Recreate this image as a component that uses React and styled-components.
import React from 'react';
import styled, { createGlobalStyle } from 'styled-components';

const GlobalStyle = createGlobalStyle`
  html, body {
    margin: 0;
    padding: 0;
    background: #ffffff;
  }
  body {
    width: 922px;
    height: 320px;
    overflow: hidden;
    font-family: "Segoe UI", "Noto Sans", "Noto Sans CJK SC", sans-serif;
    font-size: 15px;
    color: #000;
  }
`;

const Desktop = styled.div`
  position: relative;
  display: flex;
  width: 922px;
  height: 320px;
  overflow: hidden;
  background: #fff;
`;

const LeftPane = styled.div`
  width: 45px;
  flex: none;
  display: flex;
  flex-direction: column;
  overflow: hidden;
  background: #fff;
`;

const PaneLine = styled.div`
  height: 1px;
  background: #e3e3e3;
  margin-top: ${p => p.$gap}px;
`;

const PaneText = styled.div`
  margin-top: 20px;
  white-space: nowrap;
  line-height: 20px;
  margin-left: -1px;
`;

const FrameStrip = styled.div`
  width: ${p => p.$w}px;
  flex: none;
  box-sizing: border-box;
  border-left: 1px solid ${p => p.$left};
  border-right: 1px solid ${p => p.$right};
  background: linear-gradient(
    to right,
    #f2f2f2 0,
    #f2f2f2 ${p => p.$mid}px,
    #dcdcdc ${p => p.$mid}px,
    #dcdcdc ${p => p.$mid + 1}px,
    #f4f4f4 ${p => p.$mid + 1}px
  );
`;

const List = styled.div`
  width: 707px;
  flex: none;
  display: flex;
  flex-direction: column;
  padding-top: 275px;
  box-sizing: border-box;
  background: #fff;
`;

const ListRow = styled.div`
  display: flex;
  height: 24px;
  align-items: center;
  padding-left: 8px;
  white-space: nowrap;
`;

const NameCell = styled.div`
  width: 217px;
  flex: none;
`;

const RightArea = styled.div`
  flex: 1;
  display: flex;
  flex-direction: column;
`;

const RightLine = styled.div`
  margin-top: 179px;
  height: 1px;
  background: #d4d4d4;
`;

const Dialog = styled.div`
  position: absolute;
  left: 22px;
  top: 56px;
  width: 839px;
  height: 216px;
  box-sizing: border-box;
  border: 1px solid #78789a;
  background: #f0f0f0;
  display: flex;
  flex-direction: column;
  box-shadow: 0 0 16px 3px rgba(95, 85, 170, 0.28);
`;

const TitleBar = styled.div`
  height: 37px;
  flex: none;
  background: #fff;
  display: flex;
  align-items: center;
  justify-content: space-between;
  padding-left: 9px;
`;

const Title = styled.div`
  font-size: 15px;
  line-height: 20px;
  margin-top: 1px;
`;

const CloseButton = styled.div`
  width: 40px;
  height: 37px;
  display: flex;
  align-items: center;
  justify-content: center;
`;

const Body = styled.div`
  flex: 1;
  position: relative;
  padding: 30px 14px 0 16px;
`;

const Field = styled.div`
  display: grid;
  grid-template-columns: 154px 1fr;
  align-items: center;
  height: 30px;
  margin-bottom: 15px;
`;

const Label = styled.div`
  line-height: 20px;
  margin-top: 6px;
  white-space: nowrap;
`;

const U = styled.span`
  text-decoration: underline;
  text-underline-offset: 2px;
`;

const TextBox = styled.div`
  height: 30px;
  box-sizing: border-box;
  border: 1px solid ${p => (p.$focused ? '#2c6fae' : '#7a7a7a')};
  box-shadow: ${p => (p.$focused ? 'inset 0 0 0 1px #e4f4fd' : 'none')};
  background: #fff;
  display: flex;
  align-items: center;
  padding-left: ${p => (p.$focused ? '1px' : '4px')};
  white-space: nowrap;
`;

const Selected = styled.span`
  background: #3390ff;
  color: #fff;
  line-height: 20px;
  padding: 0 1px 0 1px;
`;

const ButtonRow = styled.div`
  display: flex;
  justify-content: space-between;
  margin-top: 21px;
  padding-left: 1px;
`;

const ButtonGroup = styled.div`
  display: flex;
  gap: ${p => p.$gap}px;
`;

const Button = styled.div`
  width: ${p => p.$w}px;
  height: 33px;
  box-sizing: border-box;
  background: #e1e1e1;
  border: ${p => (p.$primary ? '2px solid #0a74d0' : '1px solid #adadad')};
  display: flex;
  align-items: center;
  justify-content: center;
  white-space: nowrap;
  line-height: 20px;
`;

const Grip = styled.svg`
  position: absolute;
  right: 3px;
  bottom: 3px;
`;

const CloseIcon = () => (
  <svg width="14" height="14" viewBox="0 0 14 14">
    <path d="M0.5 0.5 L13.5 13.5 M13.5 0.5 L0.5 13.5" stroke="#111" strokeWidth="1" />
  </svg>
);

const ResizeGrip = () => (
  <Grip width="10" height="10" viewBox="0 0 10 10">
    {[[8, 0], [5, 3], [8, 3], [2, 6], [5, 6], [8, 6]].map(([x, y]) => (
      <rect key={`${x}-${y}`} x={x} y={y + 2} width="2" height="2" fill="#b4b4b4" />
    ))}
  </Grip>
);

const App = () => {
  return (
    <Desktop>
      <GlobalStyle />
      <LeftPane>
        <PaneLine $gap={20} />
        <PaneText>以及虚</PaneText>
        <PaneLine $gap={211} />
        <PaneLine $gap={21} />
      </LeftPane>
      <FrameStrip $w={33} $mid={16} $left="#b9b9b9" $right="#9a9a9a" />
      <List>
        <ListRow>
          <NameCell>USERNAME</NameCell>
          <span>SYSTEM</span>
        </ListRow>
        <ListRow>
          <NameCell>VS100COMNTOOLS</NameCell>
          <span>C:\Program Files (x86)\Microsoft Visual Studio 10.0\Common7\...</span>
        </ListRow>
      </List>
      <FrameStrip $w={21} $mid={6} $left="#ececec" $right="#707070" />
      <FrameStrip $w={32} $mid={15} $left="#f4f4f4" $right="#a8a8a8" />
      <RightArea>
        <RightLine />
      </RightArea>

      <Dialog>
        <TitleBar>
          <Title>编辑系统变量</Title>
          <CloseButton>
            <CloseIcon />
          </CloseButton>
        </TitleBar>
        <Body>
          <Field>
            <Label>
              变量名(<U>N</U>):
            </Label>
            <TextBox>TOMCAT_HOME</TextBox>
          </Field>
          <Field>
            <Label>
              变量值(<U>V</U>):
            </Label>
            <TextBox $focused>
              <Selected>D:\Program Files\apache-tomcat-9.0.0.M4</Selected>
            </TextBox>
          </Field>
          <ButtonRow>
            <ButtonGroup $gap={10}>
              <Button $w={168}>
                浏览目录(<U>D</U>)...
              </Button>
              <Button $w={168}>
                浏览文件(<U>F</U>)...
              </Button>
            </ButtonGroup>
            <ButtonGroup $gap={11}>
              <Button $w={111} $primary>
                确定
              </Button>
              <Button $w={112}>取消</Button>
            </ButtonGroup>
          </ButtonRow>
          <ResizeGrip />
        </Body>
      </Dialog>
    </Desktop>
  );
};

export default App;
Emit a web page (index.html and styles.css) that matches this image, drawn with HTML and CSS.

++++++++++

*DO THIS*: Retype the data in full and match it exactly.

*RESPONSE TO THE EXERCISE*:
Recreate this image as a component that uses React and styled-components.
import React from 'react';
import styled, { createGlobalStyle } from 'styled-components';

const GlobalStyle = createGlobalStyle`
  html, body {
    margin: 0;
    padding: 0;
    background: #ffffff;
  }
  body {
    width: 922px;
    height: 320px;
    overflow: hidden;
    font-family: "Segoe UI", "Noto Sans", "Noto Sans CJK SC", sans-serif;
    font-size: 15px;
    color: #000;
  }
`;

const Desktop = styled.div`
  position: relative;
  display: flex;
  width: 922px;
  height: 320px;
  overflow: hidden;
  background: #fff;
`;

const LeftPane = styled.div`
  width: 45px;
  flex: none;
  display: flex;
  flex-direction: column;
  overflow: hidden;
  background: #fff;
`;

const PaneLine = styled.div`
  height: 1px;
  background: #e3e3e3;
  margin-top: ${p => p.$gap}px;
`;

const PaneText = styled.div`
  margin-top: 20px;
  white-space: nowrap;
  line-height: 20px;
  margin-left: -1px;
`;

const FrameStrip = styled.div`
  width: ${p => p.$w}px;
  flex: none;
  box-sizing: border-box;
  border-left: 1px solid ${p => p.$left};
  border-right: 1px solid ${p => p.$right};
  background: linear-gradient(
    to right,
    #f2f2f2 0,
    #f2f2f2 ${p => p.$mid}px,
    #dcdcdc ${p => p.$mid}px,
    #dcdcdc ${p => p.$mid + 1}px,
    #f4f4f4 ${p => p.$mid + 1}px
  );
`;

const List = styled.div`
  width: 707px;
  flex: none;
  display: flex;
  flex-direction: column;
  padding-top: 275px;
  box-sizing: border-box;
  background: #fff;
`;

const ListRow = styled.div`
  display: flex;
  height: 24px;
  align-items: center;
  padding-left: 8px;
  white-space: nowrap;
`;

const NameCell = styled.div`
  width: 217px;
  flex: none;
`;

const RightArea = styled.div`
  flex: 1;
  display: flex;
  flex-direction: column;
`;

const RightLine = styled.div`
  margin-top: 179px;
  height: 1px;
  background: #d4d4d4;
`;

const Dialog = styled.div`
  position: absolute;
  left: 22px;
  top: 56px;
  width: 839px;
  height: 216px;
  box-sizing: border-box;
  border: 1px solid #78789a;
  background: #f0f0f0;
  display: flex;
  flex-direction: column;
  box-shadow: 0 0 16px 3px rgba(95, 85, 170, 0.28);
`;

const TitleBar = styled.div`
  height: 37px;
  flex: none;
  background: #fff;
  display: flex;
  align-items: center;
  justify-content: space-between;
  padding-left: 9px;
`;

const Title = styled.div`
  font-size: 15px;
  line-height: 20px;
  margin-top: 1px;
`;

const CloseButton = styled.div`
  width: 40px;
  height: 37px;
  display: flex;
  align-items: center;
  justify-content: center;
`;

const Body = styled.div`
  flex: 1;
  position: relative;
  padding: 30px 14px 0 16px;
`;

const Field = styled.div`
  display: grid;
  grid-template-columns: 154px 1fr;
  align-items: center;
  height: 30px;
  margin-bottom: 15px;
`;

const Label = styled.div`
  line-height: 20px;
  margin-top: 6px;
  white-space: nowrap;
`;

const U = styled.span`
  text-decoration: underline;
  text-underline-offset: 2px;
`;

const TextBox = styled.div`
  height: 30px;
  box-sizing: border-box;
  border: 1px solid ${p => (p.$focused ? '#2c6fae' : '#7a7a7a')};
  box-shadow: ${p => (p.$focused ? 'inset 0 0 0 1px #e4f4fd' : 'none')};
  background: #fff;
  display: flex;
  align-items: center;
  padding-left: ${p => (p.$focused ? '1px' : '4px')};
  white-space: nowrap;
`;

const Selected = styled.span`
  background: #3390ff;
  color: #fff;
  line-height: 20px;
  padding: 0 1px 0 1px;
`;

const ButtonRow = styled.div`
  display: flex;
  justify-content: space-between;
  margin-top: 21px;
  padding-left: 1px;
`;

const ButtonGroup = styled.div`
  display: flex;
  gap: ${p => p.$gap}px;
`;

const Button = styled.div`
  width: ${p => p.$w}px;
  height: 33px;
  box-sizing: border-box;
  background: #e1e1e1;
  border: ${p => (p.$primary ? '2px solid #0a74d0' : '1px solid #adadad')};
  display: flex;
  align-items: center;
  justify-content: center;
  white-space: nowrap;
  line-height: 20px;
`;

const Grip = styled.svg`
  position: absolute;
  right: 3px;
  bottom: 3px;
`;

const CloseIcon = () => (
  <svg width="14" height="14" viewBox="0 0 14 14">
    <path d="M0.5 0.5 L13.5 13.5 M13.5 0.5 L0.5 13.5" stroke="#111" strokeWidth="1" />
  </svg>
);

const ResizeGrip = () => (
  <Grip width="10" height="10" viewBox="0 0 10 10">
    {[[8, 0], [5, 3], [8, 3], [2, 6], [5, 6], [8, 6]].map(([x, y]) => (
      <rect key={`${x}-${y}`} x={x} y={y + 2} width="2" height="2" fill="#b4b4b4" />
    ))}
  </Grip>
);

const App = () => {
  return (
    <Desktop>
      <GlobalStyle />
      <LeftPane>
        <PaneLine $gap={20} />
        <PaneText>以及虚</PaneText>
        <PaneLine $gap={211} />
        <PaneLine $gap={21} />
      </LeftPane>
      <FrameStrip $w={33} $mid={16} $left="#b9b9b9" $right="#9a9a9a" />
      <List>
        <ListRow>
          <NameCell>USERNAME</NameCell>
          <span>SYSTEM</span>
        </ListRow>
        <ListRow>
          <NameCell>VS100COMNTOOLS</NameCell>
          <span>C:\Program Files (x86)\Microsoft Visual Studio 10.0\Common7\...</span>
        </ListRow>
      </List>
      <FrameStrip $w={21} $mid={6} $left="#ececec" $right="#707070" />
      <FrameStrip $w={32} $mid={15} $left="#f4f4f4" $right="#a8a8a8" />
      <RightArea>
        <RightLine />
      </RightArea>

      <Dialog>
        <TitleBar>
          <Title>编辑系统变量</Title>
          <CloseButton>
            <CloseIcon />
          </CloseButton>
        </TitleBar>
        <Body>
          <Field>
            <Label>
              变量名(<U>N</U>):
            </Label>
            <TextBox>TOMCAT_HOME</TextBox>
          </Field>
          <Field>
            <Label>
              变量值(<U>V</U>):
            </Label>
            <TextBox $focused>
              <Selected>D:\Program Files\apache-tomcat-9.0.0.M4</Selected>
            </TextBox>
          </Field>
          <ButtonRow>
            <ButtonGroup $gap={10}>
              <Button $w={168}>
                浏览目录(<U>D</U>)...
              </Button>
              <Button $w={168}>
                浏览文件(<U>F</U>)...
              </Button>
            </ButtonGroup>
            <ButtonGroup $gap={11}>
              <Button $w={111} $primary>
                确定
              </Button>
              <Button $w={112}>取消</Button>
            </ButtonGroup>
          </ButtonRow>
          <ResizeGrip />
        </Body>
      </Dialog>
    </Desktop>
  );
};

export default App;
Emit a web page (index.html and styles.css) that matches this image, drawn with HTML and CSS.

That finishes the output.